What to work on: Repeat, exactly and in full, the lines of the listing below, but without any pictures.

Supplied information:

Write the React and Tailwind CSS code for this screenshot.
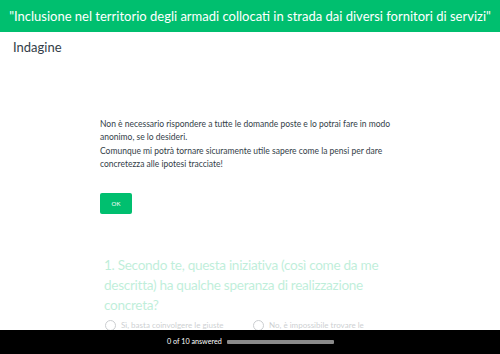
export default function App() {
  return (
    <div className="relative w-[500px] h-[354px] overflow-hidden bg-white" style={{ fontFamily: 'Lato, "Liberation Sans", sans-serif' }}>
      <div className="h-[32px] bg-[#00bf6f] flex items-center justify-center">
        <div className="text-white text-[13px] leading-none whitespace-nowrap">"Inclusione nel territorio degli armadi collocati in strada dai diversi fornitori di servizi"</div>
      </div>
      <div className="pl-[13px] pt-[7px] text-[#333e48] text-[13px] leading-[16px]">Indagine</div>
      <div className="pl-[100px] pt-[63px]">
        <div className="text-[#333e48] text-[8.5px] leading-[13.3px] w-[305px]">
          <p>Non è necessario rispondere a tutte le domande poste e lo potrai fare in modo anonimo, se lo desideri.</p>
          <p>Comunque mi potrà tornare sicuramente utile sapere come la pensi per dare concretezza alle ipotesi tracciate!</p>
        </div>
        <div className="mt-[22px] w-[32px] h-[21px] bg-[#00bf6f] rounded-[2px] flex items-center justify-center text-white text-[6px]">OK</div>
        <div className="mt-[41px] pl-[4px] w-[285px] text-[#00bf6f] opacity-25 text-[13.6px] tracking-[-0.3px] leading-[20px]">1. Secondo te, questa iniziativa (così come da me descritta) ha qualche speranza di realizzazione concreta?</div>
        <div className="mt-[4px] pl-[5px] flex items-center opacity-25 text-[#333e48] text-[8px]">
          <div className="w-[11px] h-[11px] rounded-full border border-[#333e48]"></div>
          <span className="ml-[5px] w-[132px]">Sì, basta coinvolgere le giuste</span>
          <div className="w-[11px] h-[11px] rounded-full border border-[#333e48]"></div>
          <span className="ml-[5px]">No, è impossibile trovare le</span>
        </div>
      </div>
      <div className="absolute left-0 bottom-0 w-full h-[24px] bg-black flex items-center pl-[167px]">
        <span className="text-white text-[7.2px] w-[60px] whitespace-nowrap">0 of 10 answered</span>
        <div className="w-[107px] h-[4px] bg-[#8a8a8a] rounded-[1px]"></div>
      </div>
    </div>
  );
}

Result of the task:
Write the React and Tailwind CSS code for this screenshot.
export default function App() {
  return (
    <div className="relative w-[500px] h-[354px] overflow-hidden bg-white" style={{ fontFamily: 'Lato, "Liberation Sans", sans-serif' }}>
      <div className="h-[32px] bg-[#00bf6f] flex items-center justify-center">
        <div className="text-white text-[13px] leading-none whitespace-nowrap">"Inclusione nel territorio degli armadi collocati in strada dai diversi fornitori di servizi"</div>
      </div>
      <div className="pl-[13px] pt-[7px] text-[#333e48] text-[13px] leading-[16px]">Indagine</div>
      <div className="pl-[100px] pt-[63px]">
        <div className="text-[#333e48] text-[8.5px] leading-[13.3px] w-[305px]">
          <p>Non è necessario rispondere a tutte le domande poste e lo potrai fare in modo anonimo, se lo desideri.</p>
          <p>Comunque mi potrà tornare sicuramente utile sapere come la pensi per dare concretezza alle ipotesi tracciate!</p>
        </div>
        <div className="mt-[22px] w-[32px] h-[21px] bg-[#00bf6f] rounded-[2px] flex items-center justify-center text-white text-[6px]">OK</div>
        <div className="mt-[41px] pl-[4px] w-[285px] text-[#00bf6f] opacity-25 text-[13.6px] tracking-[-0.3px] leading-[20px]">1. Secondo te, questa iniziativa (così come da me descritta) ha qualche speranza di realizzazione concreta?</div>
        <div className="mt-[4px] pl-[5px] flex items-center opacity-25 text-[#333e48] text-[8px]">
          <div className="w-[11px] h-[11px] rounded-full border border-[#333e48]"></div>
          <span className="ml-[5px] w-[132px]">Sì, basta coinvolgere le giuste</span>
          <div className="w-[11px] h-[11px] rounded-full border border-[#333e48]"></div>
          <span className="ml-[5px]">No, è impossibile trovare le</span>
        </div>
      </div>
      <div className="absolute left-0 bottom-0 w-full h-[24px] bg-black flex items-center pl-[167px]">
        <span className="text-white text-[7.2px] w-[60px] whitespace-nowrap">0 of 10 answered</span>
        <div className="w-[107px] h-[4px] bg-[#8a8a8a] rounded-[1px]"></div>
      </div>
    </div>
  );
}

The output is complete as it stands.